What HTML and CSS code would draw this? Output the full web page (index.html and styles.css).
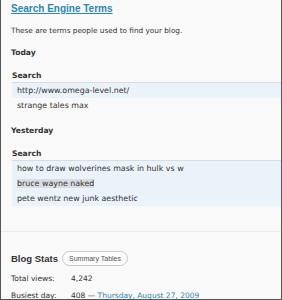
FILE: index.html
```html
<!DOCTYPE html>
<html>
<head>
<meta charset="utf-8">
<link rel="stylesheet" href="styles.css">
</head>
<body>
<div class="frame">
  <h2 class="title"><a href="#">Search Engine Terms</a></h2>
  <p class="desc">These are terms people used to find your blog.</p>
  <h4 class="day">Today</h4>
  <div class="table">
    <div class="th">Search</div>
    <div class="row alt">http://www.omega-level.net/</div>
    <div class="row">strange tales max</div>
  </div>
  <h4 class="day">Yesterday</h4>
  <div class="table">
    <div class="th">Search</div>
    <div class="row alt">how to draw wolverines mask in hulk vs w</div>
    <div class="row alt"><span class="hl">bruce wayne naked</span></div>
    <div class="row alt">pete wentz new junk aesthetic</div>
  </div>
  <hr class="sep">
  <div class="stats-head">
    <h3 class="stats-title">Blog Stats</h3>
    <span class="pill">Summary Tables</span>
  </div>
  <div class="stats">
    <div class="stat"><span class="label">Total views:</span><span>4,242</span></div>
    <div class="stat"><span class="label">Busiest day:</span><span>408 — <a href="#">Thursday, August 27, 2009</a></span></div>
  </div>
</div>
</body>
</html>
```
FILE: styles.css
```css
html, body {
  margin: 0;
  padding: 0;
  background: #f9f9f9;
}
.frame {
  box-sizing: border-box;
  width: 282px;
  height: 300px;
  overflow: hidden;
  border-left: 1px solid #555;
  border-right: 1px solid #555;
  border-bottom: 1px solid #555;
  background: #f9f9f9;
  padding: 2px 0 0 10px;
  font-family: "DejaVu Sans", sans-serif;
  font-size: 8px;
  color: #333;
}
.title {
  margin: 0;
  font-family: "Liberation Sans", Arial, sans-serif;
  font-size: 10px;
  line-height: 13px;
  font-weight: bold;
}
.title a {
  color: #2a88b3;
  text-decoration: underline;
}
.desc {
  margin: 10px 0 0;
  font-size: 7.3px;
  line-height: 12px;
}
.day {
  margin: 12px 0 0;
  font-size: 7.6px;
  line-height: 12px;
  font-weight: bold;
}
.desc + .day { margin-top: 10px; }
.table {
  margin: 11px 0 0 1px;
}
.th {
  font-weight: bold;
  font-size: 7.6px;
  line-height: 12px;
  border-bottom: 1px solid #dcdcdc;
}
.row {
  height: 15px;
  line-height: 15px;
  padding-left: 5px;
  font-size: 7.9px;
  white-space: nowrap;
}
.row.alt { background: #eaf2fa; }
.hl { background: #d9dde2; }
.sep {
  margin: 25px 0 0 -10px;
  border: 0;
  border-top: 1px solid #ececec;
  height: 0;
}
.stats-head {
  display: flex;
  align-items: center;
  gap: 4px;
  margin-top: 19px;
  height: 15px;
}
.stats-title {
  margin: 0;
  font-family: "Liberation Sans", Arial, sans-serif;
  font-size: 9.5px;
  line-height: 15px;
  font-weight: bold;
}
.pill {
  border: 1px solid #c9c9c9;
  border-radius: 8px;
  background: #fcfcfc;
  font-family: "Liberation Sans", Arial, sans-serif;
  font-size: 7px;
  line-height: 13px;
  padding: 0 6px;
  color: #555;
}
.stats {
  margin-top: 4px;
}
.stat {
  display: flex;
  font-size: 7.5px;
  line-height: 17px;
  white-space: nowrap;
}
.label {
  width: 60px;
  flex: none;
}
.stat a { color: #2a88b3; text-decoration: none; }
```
• • • •
Stated task » Reproduce all of the material exactly, apart from the pictures.

Completed task »
What HTML and CSS code would draw this? Output the full web page (index.html and styles.css).
FILE: index.html
```html
<!DOCTYPE html>
<html>
<head>
<meta charset="utf-8">
<link rel="stylesheet" href="styles.css">
</head>
<body>
<div class="frame">
  <h2 class="title"><a href="#">Search Engine Terms</a></h2>
  <p class="desc">These are terms people used to find your blog.</p>
  <h4 class="day">Today</h4>
  <div class="table">
    <div class="th">Search</div>
    <div class="row alt">http://www.omega-level.net/</div>
    <div class="row">strange tales max</div>
  </div>
  <h4 class="day">Yesterday</h4>
  <div class="table">
    <div class="th">Search</div>
    <div class="row alt">how to draw wolverines mask in hulk vs w</div>
    <div class="row alt"><span class="hl">bruce wayne naked</span></div>
    <div class="row alt">pete wentz new junk aesthetic</div>
  </div>
  <hr class="sep">
  <div class="stats-head">
    <h3 class="stats-title">Blog Stats</h3>
    <span class="pill">Summary Tables</span>
  </div>
  <div class="stats">
    <div class="stat"><span class="label">Total views:</span><span>4,242</span></div>
    <div class="stat"><span class="label">Busiest day:</span><span>408 — <a href="#">Thursday, August 27, 2009</a></span></div>
  </div>
</div>
</body>
</html>
```
FILE: styles.css
```css
html, body {
  margin: 0;
  padding: 0;
  background: #f9f9f9;
}
.frame {
  box-sizing: border-box;
  width: 282px;
  height: 300px;
  overflow: hidden;
  border-left: 1px solid #555;
  border-right: 1px solid #555;
  border-bottom: 1px solid #555;
  background: #f9f9f9;
  padding: 2px 0 0 10px;
  font-family: "DejaVu Sans", sans-serif;
  font-size: 8px;
  color: #333;
}
.title {
  margin: 0;
  font-family: "Liberation Sans", Arial, sans-serif;
  font-size: 10px;
  line-height: 13px;
  font-weight: bold;
}
.title a {
  color: #2a88b3;
  text-decoration: underline;
}
.desc {
  margin: 10px 0 0;
  font-size: 7.3px;
  line-height: 12px;
}
.day {
  margin: 12px 0 0;
  font-size: 7.6px;
  line-height: 12px;
  font-weight: bold;
}
.desc + .day { margin-top: 10px; }
.table {
  margin: 11px 0 0 1px;
}
.th {
  font-weight: bold;
  font-size: 7.6px;
  line-height: 12px;
  border-bottom: 1px solid #dcdcdc;
}
.row {
  height: 15px;
  line-height: 15px;
  padding-left: 5px;
  font-size: 7.9px;
  white-space: nowrap;
}
.row.alt { background: #eaf2fa; }
.hl { background: #d9dde2; }
.sep {
  margin: 25px 0 0 -10px;
  border: 0;
  border-top: 1px solid #ececec;
  height: 0;
}
.stats-head {
  display: flex;
  align-items: center;
  gap: 4px;
  margin-top: 19px;
  height: 15px;
}
.stats-title {
  margin: 0;
  font-family: "Liberation Sans", Arial, sans-serif;
  font-size: 9.5px;
  line-height: 15px;
  font-weight: bold;
}
.pill {
  border: 1px solid #c9c9c9;
  border-radius: 8px;
  background: #fcfcfc;
  font-family: "Liberation Sans", Arial, sans-serif;
  font-size: 7px;
  line-height: 13px;
  padding: 0 6px;
  color: #555;
}
.stats {
  margin-top: 4px;
}
.stat {
  display: flex;
  font-size: 7.5px;
  line-height: 17px;
  white-space: nowrap;
}
.label {
  width: 60px;
  flex: none;
}
.stat a { color: #2a88b3; text-decoration: none; }
```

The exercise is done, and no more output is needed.